GM: Will you be campaigning for any particular candidate in next year’s presidential election?
JH: I don’t know yet. There are some really interesting potential candidates and unfortunately some are not running, but of the people who are running, there are some that I really like a lot. I think that’s true of a lot of people. They just don’t know yet. And that’s okay. We shouldn’t get ahead of ourselves. I hate the fact that the press talks about this like it’s a horse race, like who’s got more money now and who’s ahead in the polls instead of whose position is this, and who’s proposing this particular position. There’s some of that but it’s mostly, who’s ahead. And it’s too soon to say who’s ahead and too soon for me to say who I’m going to vote for.

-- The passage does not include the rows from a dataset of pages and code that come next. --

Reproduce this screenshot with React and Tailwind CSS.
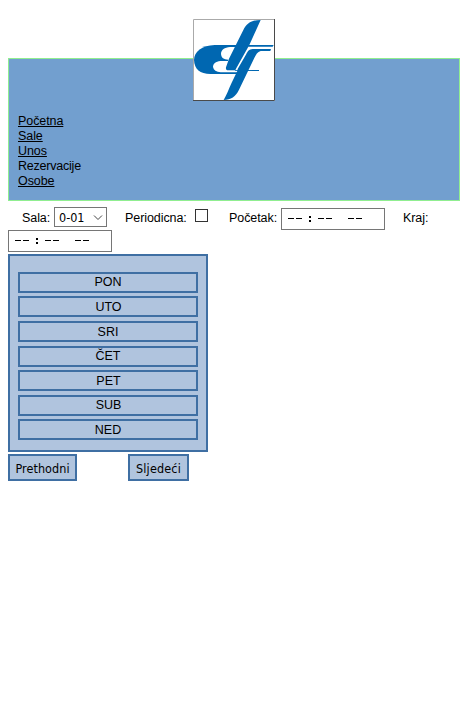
const links = ['Početna', 'Sale', 'Unos', 'Rezervacije', 'Osobe'];

const days = [
  { name: 'PON', box: 'mb-[3px] leading-[17px]' },
  { name: 'UTO', box: 'mb-1 pl-px leading-[19px]' },
  { name: 'SRI', box: 'mb-1 leading-[19px]' },
  { name: 'ČET', box: 'mb-[3px] leading-[17px]' },
  { name: 'PET', box: 'mb-1 pl-px leading-[19px]' },
  { name: 'SUB', box: 'mb-[3px] pl-px leading-[17px]' },
  { name: 'NED', box: 'leading-[19px]' },
];

function Logo() {
  return (
    <svg viewBox="39 27 246 246" className="block h-[82px] w-[82px]">
      <rect x="39" y="27" width="246" height="246" fill="#fff" />
      <path
        fill="#0067b1"
        d="M180 105 H104 C66 106 42 126 42 150 C43 177 60 192 91 192 H180 Z"
      />
      <path
        fill="#fff"
        d="M186 111 H150 C134 112 123 120 123 132 C124 143 131 149 145 149 L144 153 H121 C107 154 99 162 99 171 C101 181 109 186 122 187 H186 Z"
      />
      <path
        fill="#0067b1"
        d="M242 30 C214 30 200 40 190 60 L147 146 L138 172 C137 178 139 181 145 181 L237 180 V183 H165 L168 176 L205 110 H278 L281 105 H208 Z"
      />
      <path
        fill="#0067b1"
        d="M273 117 H218 C207 118 203 124 199 132 L173 177 L172 183 L155 218 C146 238 139 256 131 270 C153 269 167 260 177 239 L207 177 L224 142 C230 130 235 123 246 123 H271 Z"
      />
      <path fill="none" stroke="#aaa" strokeWidth="3" d="M40.500 273 V28.500 H285" />
      <path fill="none" stroke="#4a4a4a" strokeWidth="3" d="M39 271.500 H283.500 V27" />
    </svg>
  );
}

function TimeInput() {
  return (
    <div className="h-[22px] w-[104px] shrink-0 border border-[#767676] bg-white">
      <svg viewBox="0 0 102 20" className="block h-5 w-[102px]" shapeRendering="crispEdges">
        <path
          stroke="#000"
          strokeWidth="1"
          d="M6 9.500h6M14 9.500h6M36 9.500h6M44 9.500h6M66 9.500h6M74 9.500h6"
        />
        <path fill="#000" d="M27 7h2v2h-2zM27 11h2v2h-2z" />
      </svg>
    </div>
  );
}

export default function App() {
  return (
    <div className="h-[719px] w-[468px] overflow-hidden bg-white px-2 pt-[58px] font-['Liberation_Sans',Arial,sans-serif] text-[12.500px] leading-[15px] text-black">
      <header className="relative h-[143px] border border-[#90ee90] bg-[#729fcf] pt-[55px] pl-[9px]">
        <div className="absolute top-[-40px] left-[184px]">
          <Logo />
        </div>
        <nav className="flex flex-col items-start">
          {links.map((link) => (
            <a
              key={link}
              className={link === 'Rezervacije' ? 'tracking-[-0.22px]' : 'tracking-[-0.08px] underline'}
            >
              {link}
            </a>
          ))}
        </nav>
      </header>

      <form>
        <div className="flex h-[29px] pt-1.5 tracking-[-0.07px]">
          <label className="mt-1 ml-3.5 w-8 whitespace-nowrap">Sala:</label>
          <div className="flex h-5 w-[53px] items-center border border-[#767676] bg-white pl-1 font-['DejaVu_Sans_Condensed','DejaVu_Sans',sans-serif] text-[12.500px] tracking-normal">
            <span className="w-[34px] whitespace-nowrap">0-01</span>
            <svg viewBox="0 0 10 6" className="mt-0.5 h-1.5 w-2.5" fill="none" stroke="#444">
              <path d="M1 0.500 5 4.500 9 0.500" />
            </svg>
          </div>
          <label className="mt-1 ml-[18px] w-[70px] whitespace-nowrap">Periodicna:</label>
          <span className="mt-0.5 h-[13px] w-[13px] border border-[#333] bg-white" />
          <label className="mt-1 ml-[21px] w-[52px] whitespace-nowrap">Početak:</label>
          <div className="mt-px">
            <TimeInput />
          </div>
          <label className="mt-1 ml-[18px] whitespace-nowrap">Kraj:</label>
        </div>
        <TimeInput />
      </form>

      <section className="mt-0.5 h-[198px] w-[200px] border-2 border-[#3f6fa3] bg-[#b0c4de] px-2 pt-4">
        {days.map((day) => (
          <div
            key={day.name}
            className={`h-[21px] border-2 border-[#3f6fa3] text-center ${day.box}`}
          >
            {day.name}
          </div>
        ))}
      </section>

      <div className="mt-0.5 flex gap-[51px] font-['DejaVu_Sans_Condensed','DejaVu_Sans',sans-serif] text-[12.500px]">
        <button className="h-[27px] w-[69px] border-2 border-[#3f6fa3] bg-[#b0c4de] pt-px tracking-[0.06px] whitespace-nowrap">Prethodni</button>
        <button className="h-[27px] w-[61px] border-2 border-[#3f6fa3] bg-[#b0c4de] pt-px tracking-[0.15px] whitespace-nowrap">Sljedeći</button>
      </div>
    </div>
  );
}
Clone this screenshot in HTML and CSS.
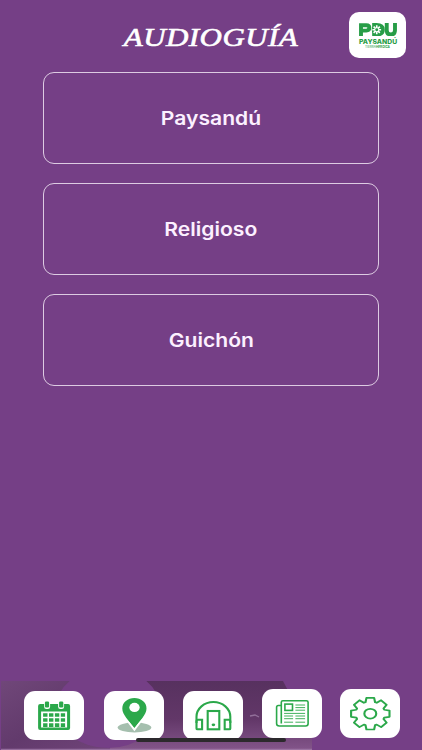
FILE: index.html
```html
<!DOCTYPE html>
<html lang="es">
<head>
<meta charset="utf-8">
<title>Audioguía</title>
<link rel="stylesheet" href="styles.css">
</head>
<body>
<div class="app">
  <header class="header">
    <h1 class="title">AUDIOGUÍA</h1>
    <div class="brand">
      <svg class="brand-mark" viewBox="0 0 39 14">
        <g fill="none" stroke="#279d47" stroke-width="4">
          <path d="M2 14V2.3H7.5Q10.6 2.3 10.6 5T7.5 7.8H2"/>
          <path d="M15.5 2.1H18Q24.5 2.1 24.5 7T18 11.9H15.5Z"/>
          <path d="M28.5 0V7.4Q28.5 11.9 32.7 11.9T37 7.4V0"/>
        </g>
        <circle cx="18.2" cy="7" r="5.2" fill="#279d47"/>
        <path d="M18.2 2.3V11.7M13.7 7H22.7M15 3.8L21.4 10.2M21.4 3.8L15 10.2" stroke="#fff" stroke-width="1.7"/>
        <circle cx="18.2" cy="7" r="1.5" fill="#279d47"/>
      </svg>
      <span class="brand-name">PAYSANDÚ</span>
      <span class="brand-tag">TIERRA<b>HEROICA</b></span>
    </div>
  </header>
  <main class="list">
    <a class="card"><span>Paysandú</span></a>
    <a class="card"><span>Religioso</span></a>
    <a class="card"><span>Guichón</span></a>
  </main>
  <footer class="footer">
    <svg class="scene" viewBox="0 0 422 69">
      <defs>
        <linearGradient id="left" x1="0" y1="0" x2="1" y2="1"><stop stop-color="#704779"/><stop offset=".5" stop-color="#623a6c"/><stop offset="1" stop-color="#704479"/></linearGradient>
        <linearGradient id="right" x1="0" y1="0" x2="0" y2="1"><stop stop-color="#57315f"/><stop offset=".55" stop-color="#623768"/><stop offset="1" stop-color="#83558a"/></linearGradient>
      </defs>
      <path d="M1 0H110V69H1Z" fill="url(#left)"/>
      <path d="M110 0H283L312 55V69H110Z" fill="url(#right)"/>
      <ellipse cx="108" cy="27" rx="52" ry="40" fill="#753f86"/>
      <path d="M250 35l5-1 4 2" fill="none" stroke="#92709a" stroke-width="1.3"/>
      <path d="M1 68.3H312" stroke="#a27ba9" stroke-width="1"/>
    </svg>
    <nav class="nav">
      <a class="tab tab-events"><svg viewBox="0 0 60 49">
        <path d="M14 15q0-2 2-2h28q2 0 2 2v22q0 2-2 2H16q-2 0-2-2Z" fill="#2ba84a"/>
        <path d="M17 20.5H43V36.5H17Z" fill="#fff"/>
        <rect x="20" y="9" width="6" height="9" rx="2.2" fill="#fff"/><rect x="34" y="9" width="6" height="9" rx="2.2" fill="#fff"/>
        <rect x="20.8" y="10.5" width="4.2" height="6" rx="1.3" fill="#2ba84a"/><rect x="35" y="10.5" width="4.2" height="6" rx="1.3" fill="#2ba84a"/>
        <path d="M19 24H41M19 29H41M19 34.2H41" stroke="#2ba84a" stroke-width="3.7" stroke-dasharray="4.4 1.5"/>
      </svg></a>
      <a class="tab tab-map"><svg viewBox="0 0 60 49">
        <ellipse cx="30.4" cy="36.5" rx="16.8" ry="5.1" fill="#a5bfae"/>
        <path d="M30.3 38.6C25 31 18.2 25 18.2 17.4a12.1 10.4 0 0 1 24.2 0C42.4 25 35.5 31 30.3 38.6Z" fill="#2ba84a" stroke="#fff" stroke-width="2"/>
        <path d="M30.3 36.5C25 29.5 18.2 24 18.2 17.4a12.1 10.4 0 0 1 24.2 0C42.4 24 35.5 29.5 30.3 36.5Z" fill="#2ba84a"/>
        <ellipse cx="30.4" cy="16.4" rx="5.2" ry="4.6" fill="#fff"/>
      </svg></a>
      <a class="tab tab-audio"><svg viewBox="0 0 60 49">
        <g fill="none" stroke="#2ba84a" stroke-width="2.1">
          <path d="M13.4 32V25.8A16.9 14.8 0 0 1 47.2 25.8V32"/>
          <path d="M13.4 37.4V30Q13.4 28.8 14.8 28.8H19V38.3H14.4Q13.4 38.3 13.4 37.4Z"/>
          <path d="M47.2 37.4V30Q47.2 28.8 45.8 28.8H41.6V38.3H46.2Q47.2 38.3 47.2 37.4Z"/>
          <rect x="24.6" y="20" width="11.6" height="18.3"/>
        </g>
        <ellipse cx="30.3" cy="33.8" rx="1.8" ry="1.4" fill="#2ba84a"/>
      </svg></a>
      <a class="tab tab-news"><svg viewBox="0 0 60 49">
        <g fill="none" stroke="#2ba84a" stroke-width="1.6">
          <path d="M19.2 34.5V13.2Q19.2 11.7 20.8 11.7H44.3Q46 11.7 46 13.2V34.8Q46 37 43.5 37H17.2Q14.5 37 14.5 34.6V18.2Q14.5 16.5 16.2 16.5H19"/>
          <rect x="22.8" y="15.1" width="7.6" height="6.3"/>
          <path d="M33.3 16H43M33.3 18.6H43M33.3 21.2H43M22 24.4H43M22 27H31M33.3 27H43M22 29.7H31M33.3 29.7H43M22 33.2H31M33.3 33.2H43" stroke-width=".9"/>
        </g>
      </svg></a>
      <a class="tab tab-settings"><svg viewBox="0 0 60 49">
        <g transform="translate(30.2 24.7) scale(.96 .79)" fill="none" stroke="#2ba84a" stroke-width="2.2" stroke-linejoin="round">
          <path d="M20-4V4L14.5 5L13.8 6.7L17 11.3L11.3 17L6.7 13.8L5 14.5L4 20H-4L-5 14.5L-6.7 13.8L-11.3 17L-17 11.3L-13.8 6.7L-14.5 5L-20 4V-4L-14.5-5L-13.8-6.7L-17-11.3L-11.3-17L-6.7-13.8L-5-14.5L-4-20H4L5-14.5L6.7-13.8L11.3-17L17-11.3L13.8-6.7L14.5-5Z"/>
          <circle r="6.2"/>
        </g>
      </svg></a>
    </nav>
    <div class="home-indicator"></div>
  </footer>
</div>
</body>
</html>
```
FILE: styles.css
```css
* { box-sizing: border-box; }
body { margin: 0; background: #753f86; }
.app {
  display: flex;
  flex-direction: column;
  width: 422px;
  height: 750px;
  overflow: hidden;
  background: #753f86;
  font-family: Inter, "Liberation Sans", sans-serif;
}
.header {
  display: grid;
  grid-template-columns: 1fr 220px 1fr;
  align-items: start;
  height: 72px;
  padding-top: 12px;
}
.title {
  grid-column: 2;
  margin: 11px 0 0;
  font: italic 400 26px/30px "Liberation Serif", serif;
  color: #fff;
  text-align: center;
  letter-spacing: .4px;
  -webkit-text-stroke: .6px #fff;
  transform: scaleX(1.19);
}
.brand {
  display: flex;
  flex-direction: column;
  align-items: center;
  justify-self: end;
  width: 57px;
  height: 46px;
  margin-right: 16px;
  padding-top: 10.5px;
  border-radius: 10px;
  background: #fff;
  color: #279d47;
}
.brand-mark { width: 38px; height: 13.6px; }
.brand-name { margin-top: 3px; font-size: 6.4px; line-height: 7px; font-weight: 800; transform: scaleX(1.06); }
.brand-tag { font-size: 3.1px; line-height: 3px; white-space: nowrap; }
.list {
  display: flex;
  flex: 1;
  flex-direction: column;
  gap: 19px;
  padding: 0 43px;
}
.card {
  display: flex;
  align-items: center;
  justify-content: center;
  height: 92px;
  border: 1px solid #ddcbe2;
  border-radius: 11px;
  color: #fcf0ff;
  font-size: 18.5px;
  font-weight: 600;
}
.card span { transform: translateY(.4px) scaleX(1.14); }
.footer { position: relative; height: 69px; }
.scene { position: absolute; inset: 0; width: 422px; height: 69px; }
.nav {
  position: relative;
  display: grid;
  grid-template-columns: 79.6px 79.4px 79px 78px 60.5px;
  padding: 8px 0 0 24.3px;
}
.tab {
  width: 60.2px;
  height: 49px;
  border-radius: 11px;
  background: #fff;
}
.tab svg { display: block; width: 100%; height: 100%; }
.tab-events, .tab-map { margin-top: 2px; }
.tab-audio { margin-top: 1.5px; }
.home-indicator {
  position: absolute;
  left: 136px;
  top: 56.5px;
  width: 150px;
  height: 4.5px;
  border-radius: 3px;
  background: #2c292d;
}
```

GM: So what’s ahead for you musically?
JH: I’m co-writing songs like crazy and sending them out to the world. At the moment there are new Orleans songs, but there are no plans yet to go into the studio. We have a song called “Beautiful World” that’s on a compilation album we sell at our shows and it’s available online, but that song’s never been promoted. We’ve been told by our sources in the business that you have to have a video to go along with it or it won’t have nearly the reach. So maybe that will happen. In the meantime, there will be a John Hall solo CD released (soon).